[Request] Find the string "React" in the listing and report every line that has it.

[Information given]

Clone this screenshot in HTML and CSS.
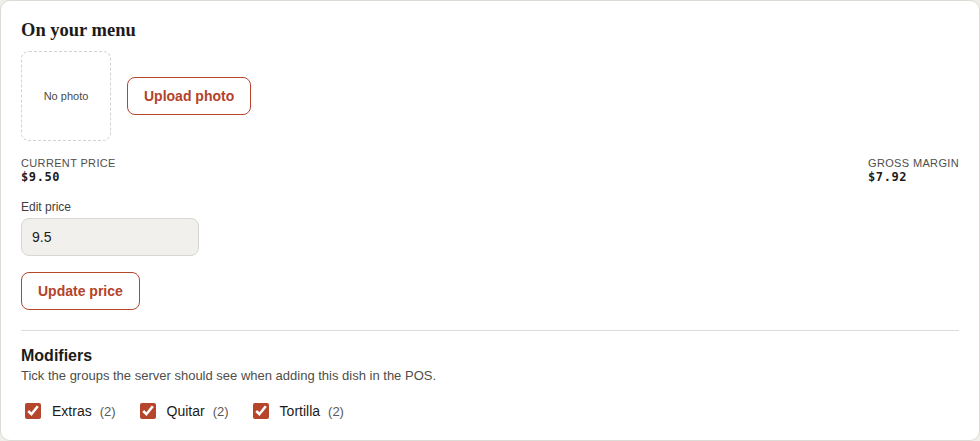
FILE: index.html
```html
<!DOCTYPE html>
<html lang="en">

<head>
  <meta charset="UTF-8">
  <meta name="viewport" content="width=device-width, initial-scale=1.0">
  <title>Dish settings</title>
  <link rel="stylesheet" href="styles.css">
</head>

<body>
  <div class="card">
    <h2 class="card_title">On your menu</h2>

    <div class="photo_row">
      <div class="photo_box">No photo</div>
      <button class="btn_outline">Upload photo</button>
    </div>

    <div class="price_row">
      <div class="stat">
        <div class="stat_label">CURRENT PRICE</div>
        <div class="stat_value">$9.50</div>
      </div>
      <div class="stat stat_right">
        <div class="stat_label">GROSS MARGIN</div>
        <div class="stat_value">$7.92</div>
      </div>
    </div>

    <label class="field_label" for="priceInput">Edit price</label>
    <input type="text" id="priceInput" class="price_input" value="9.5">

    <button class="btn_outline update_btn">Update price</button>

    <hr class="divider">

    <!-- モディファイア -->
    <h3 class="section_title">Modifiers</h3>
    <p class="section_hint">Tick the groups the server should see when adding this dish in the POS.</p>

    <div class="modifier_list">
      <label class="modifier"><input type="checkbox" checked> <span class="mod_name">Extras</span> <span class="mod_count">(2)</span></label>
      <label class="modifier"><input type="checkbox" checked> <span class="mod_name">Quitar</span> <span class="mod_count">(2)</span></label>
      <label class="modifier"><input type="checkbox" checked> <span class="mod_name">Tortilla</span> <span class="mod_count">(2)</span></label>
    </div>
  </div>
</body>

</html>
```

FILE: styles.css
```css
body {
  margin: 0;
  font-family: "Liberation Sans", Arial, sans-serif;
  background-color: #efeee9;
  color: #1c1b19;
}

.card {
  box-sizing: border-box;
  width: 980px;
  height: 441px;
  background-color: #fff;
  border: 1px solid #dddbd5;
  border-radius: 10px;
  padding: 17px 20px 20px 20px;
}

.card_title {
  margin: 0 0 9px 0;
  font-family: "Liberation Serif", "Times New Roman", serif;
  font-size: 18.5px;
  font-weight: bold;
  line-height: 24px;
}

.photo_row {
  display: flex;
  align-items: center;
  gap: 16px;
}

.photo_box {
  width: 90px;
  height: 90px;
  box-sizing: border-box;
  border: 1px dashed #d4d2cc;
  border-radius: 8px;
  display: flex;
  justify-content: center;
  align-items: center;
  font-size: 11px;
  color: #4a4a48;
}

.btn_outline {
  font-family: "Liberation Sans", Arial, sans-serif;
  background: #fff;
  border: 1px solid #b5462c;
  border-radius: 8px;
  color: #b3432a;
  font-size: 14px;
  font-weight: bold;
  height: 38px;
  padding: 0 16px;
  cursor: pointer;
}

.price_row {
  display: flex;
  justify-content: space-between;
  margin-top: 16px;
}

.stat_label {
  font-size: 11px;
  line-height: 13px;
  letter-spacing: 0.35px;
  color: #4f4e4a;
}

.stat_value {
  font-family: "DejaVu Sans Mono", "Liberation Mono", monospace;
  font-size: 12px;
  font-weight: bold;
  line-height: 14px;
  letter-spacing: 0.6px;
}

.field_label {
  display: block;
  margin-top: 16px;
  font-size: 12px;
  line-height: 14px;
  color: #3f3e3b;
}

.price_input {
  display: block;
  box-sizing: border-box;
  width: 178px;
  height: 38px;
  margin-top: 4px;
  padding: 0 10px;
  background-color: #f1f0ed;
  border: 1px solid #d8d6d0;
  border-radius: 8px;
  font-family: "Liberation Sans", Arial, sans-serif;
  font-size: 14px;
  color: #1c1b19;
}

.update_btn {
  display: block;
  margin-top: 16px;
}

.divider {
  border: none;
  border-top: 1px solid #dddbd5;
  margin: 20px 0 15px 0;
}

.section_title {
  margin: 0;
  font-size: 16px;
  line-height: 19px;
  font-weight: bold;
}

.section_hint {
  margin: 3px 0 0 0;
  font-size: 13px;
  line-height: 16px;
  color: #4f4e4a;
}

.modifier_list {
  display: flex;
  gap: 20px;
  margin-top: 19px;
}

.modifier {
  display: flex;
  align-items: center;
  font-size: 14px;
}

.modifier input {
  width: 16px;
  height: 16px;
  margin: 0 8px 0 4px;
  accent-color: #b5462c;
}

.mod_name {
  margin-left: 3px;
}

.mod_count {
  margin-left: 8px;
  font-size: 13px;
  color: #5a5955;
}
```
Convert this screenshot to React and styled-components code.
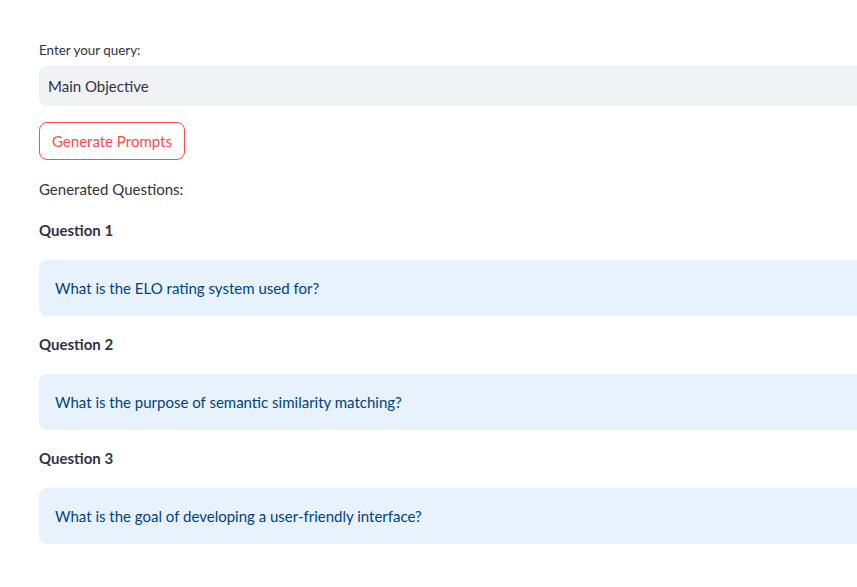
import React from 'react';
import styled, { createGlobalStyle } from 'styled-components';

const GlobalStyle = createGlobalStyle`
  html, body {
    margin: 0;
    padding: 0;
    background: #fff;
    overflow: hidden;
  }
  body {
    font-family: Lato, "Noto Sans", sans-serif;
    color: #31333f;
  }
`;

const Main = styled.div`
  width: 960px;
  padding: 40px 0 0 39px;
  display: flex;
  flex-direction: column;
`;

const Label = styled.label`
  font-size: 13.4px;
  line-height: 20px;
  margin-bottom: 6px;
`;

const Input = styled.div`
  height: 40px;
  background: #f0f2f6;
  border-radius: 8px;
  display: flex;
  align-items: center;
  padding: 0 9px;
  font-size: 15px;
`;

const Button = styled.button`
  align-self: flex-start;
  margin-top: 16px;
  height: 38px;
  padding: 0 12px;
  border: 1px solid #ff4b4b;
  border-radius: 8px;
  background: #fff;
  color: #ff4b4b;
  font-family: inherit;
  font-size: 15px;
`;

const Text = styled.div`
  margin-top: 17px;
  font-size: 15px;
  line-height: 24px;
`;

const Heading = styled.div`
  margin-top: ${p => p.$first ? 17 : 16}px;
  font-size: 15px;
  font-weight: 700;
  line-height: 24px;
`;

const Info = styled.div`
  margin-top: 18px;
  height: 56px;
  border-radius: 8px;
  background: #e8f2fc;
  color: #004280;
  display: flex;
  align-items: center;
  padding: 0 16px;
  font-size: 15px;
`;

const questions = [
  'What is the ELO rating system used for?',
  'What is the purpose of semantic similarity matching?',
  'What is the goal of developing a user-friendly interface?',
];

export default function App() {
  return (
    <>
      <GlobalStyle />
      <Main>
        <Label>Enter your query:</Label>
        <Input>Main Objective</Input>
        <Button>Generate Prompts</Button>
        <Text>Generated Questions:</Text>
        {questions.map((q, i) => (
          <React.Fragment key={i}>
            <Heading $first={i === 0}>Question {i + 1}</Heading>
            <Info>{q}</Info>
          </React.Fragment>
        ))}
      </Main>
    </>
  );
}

==

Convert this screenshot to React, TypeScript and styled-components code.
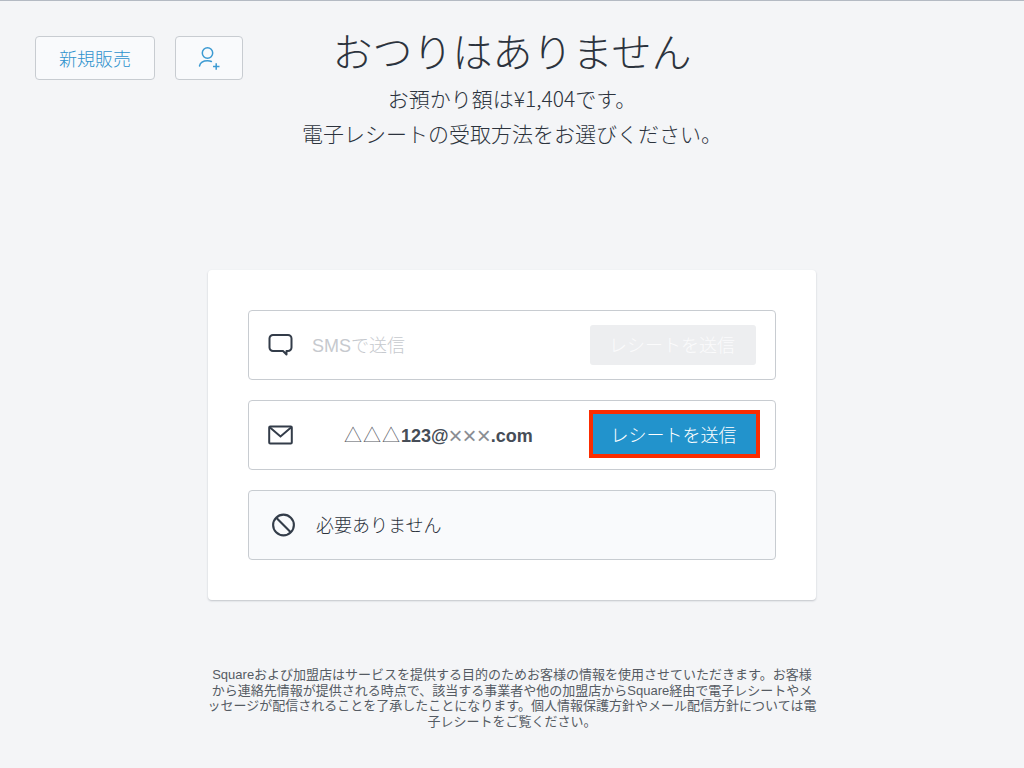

[Written response]
Convert this screenshot to React and styled-components code.
import React from 'react';
          <React.Fragment key={i}>
          </React.Fragment>
Convert this screenshot to React, TypeScript and styled-components code.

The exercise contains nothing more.